The Night in Shining Armor

During off-hours (late at night) where emails stop coming in, that’s when a CEO can catch up with work. But even in those times, a lot of that effort is put into unexpected tasks like putting out fires, as well as being the emotional stronghold to all the teammates. As the CEO, you are the person that everyone goes to when they have complaints about each other, when they feel unsure about the business, or when they have this brilliant idea that you have to acknowledge before they take it too far. And trust me, these things come up A LOT in startup.

The Scarecrow that the Startup deserves, not the one it needs

And this is where the pain lies. After entire days of coordination and communications, the teammates ask, “So what is our CEO doing all day anyway? Is he even doing any work?”  Many Startup CEOs feel like they work super hard and add a lot of value to the business, but they’re not appreciated much for their work.

I’ve felt that frustration myself too. Someone would say, “Well earlier I talked to Yu-kai about this pretty essential thing, but I have no clue what he’s been doing besides that.” What’s not as obvious, is that if every member of the company had that “essential” hour conversation with the CEO, the day is pretty much over, not to mention the interaction with lawyers, accountants, and external meetings. And then there’s all the stuff that needs to be filed to the government for having the right license, giving out stock, doing taxes.

Uberman Everyman to the Rescue!

Interestingly, I adapted a Polyphasic Sleep Schedule where I would sleep 3 hours at night and take three 20-minute naps during the day. That worked out great for me, because during the day, I can do all the coordination work.
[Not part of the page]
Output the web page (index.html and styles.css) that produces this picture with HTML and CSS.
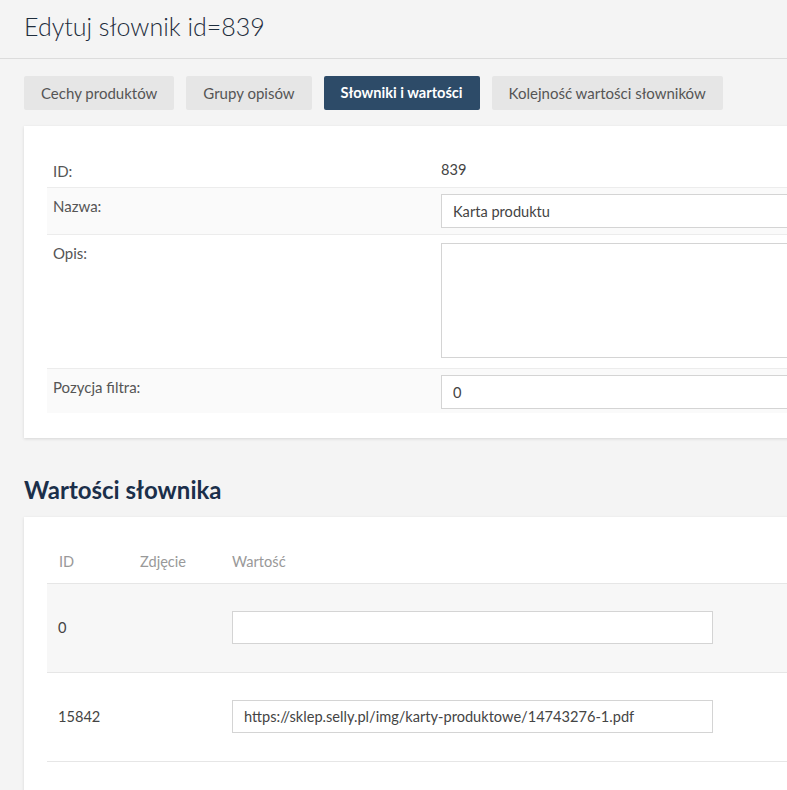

And then between 11PM-5AM, I could focus on getting stuff done.

This lasted for about 3 months, and I actually was able to get most of my stuff done, while having some time to rest and decompress on a game or movie, without falling behind on my tasks. But then ridiculously, I had so many meetings that needed to be booked, I could no longer take the naps during the day (even if I could sleep on the car). It’s only the end of October, and my meetings are already being booked in late November and early December. As a result, I went off my sleep schedule for a few weeks now.

I then was shocked upon the realization of how essential it was: with 6-7 hours of sleep, I became overwhelmingly stressed with all the things that need to be done (of course, that is related to our company being in the “growth” phase). I think I will be adjusting back to the polyphasic sleep schedule soon again.

The Zookeeper’s hardest job is not to find food for the animals but to prevent them from eating each other

The funny thing is, I’m usually appreciated for the stuff that I feel I have the least credit for – fundraising. Fundraising actually does not take nearly as much effort from my part as a lot of other things I do. I feel like my most difficult work is to keep the team aligned and working smoothly together towards a common direction – the work of leadership. It takes a tremendous amount of work to be a good leader (which I am still very far away from). A good leader must recruit the smartest people she can find, people much smarter than herself. However, these people know they are smart and all have the most impressive egos too. None of them are used to someone disagreeing with them in their lives and still being correct. It’s the CEO’s job to make sure they not only work well with her but with EACH OTHER. A tremendous amount of startups fail because they can’t align big egos together.

You build it. I show it. Everyone likes me.

On the other hand, when I successfully raised money, it’s mostly my teammates’ own credit. They have built a great product, got beta customers to sign up whom like it, and everything looks good. When that’s the case, fundraising becomes a lot easier for me, and that’s mostly their work. Before, the team may have ADD and constantly change directions. That makes it really hard to get enough traction and track record to raise money. But after the hard part of aligning everyone in the correct direction and staying discipline to it (this Is the hard part), fundraising becomes a lot more straightforward (which is the easier part).

It takes sloth to know sloth

So why is this case unique to the Startup CEO and not the big corporate CEO? The key difference is, the big corporate CEO works with people who are managing a bunch of others too, and so they see it as normal that “management and coordination” takes up a lot of time. In startups, everyone is executing like crazy – the product is being built, potential customers are being reached, materials are being made, and current customers are being supported. In an environment of such hustle, it appears that the CEO is the one that isn’t doing much.

Startup CEOs need more hugs

My team has worked with me for long enough (4 years), that we all trust and respect each others’ work, and I feel like I no longer need to prove that I’m actually working anymore (raising some funding helps :D). However, I now know that there are a lot of other startups that are facing the same challenges. People keep saying that being a Startup CEO is very lonely. It’s true. But if you happen to be the infamous Startup CEO, know that you are not alone. Others are just as lazy :P.

On the other hand, if you are one of the people who isn’t sure if your CEO is doing anything, cut him some slack by seeing how much work he puts in to make sure the company is functioning normally, and recognize funding is the result of team effort, not merely the CEO’s ability.

Startups need more hugs

At the end of the day, startups should have a stronger culture of appreciation. It’s easy to criticize each other’s imperfections, but it only makes things unproductive and unmotivating. If everyone is more appreciative of everyone else (not just to the CEO), then the Startup CEO actually will have a lot less work to do and more time to get stuff done.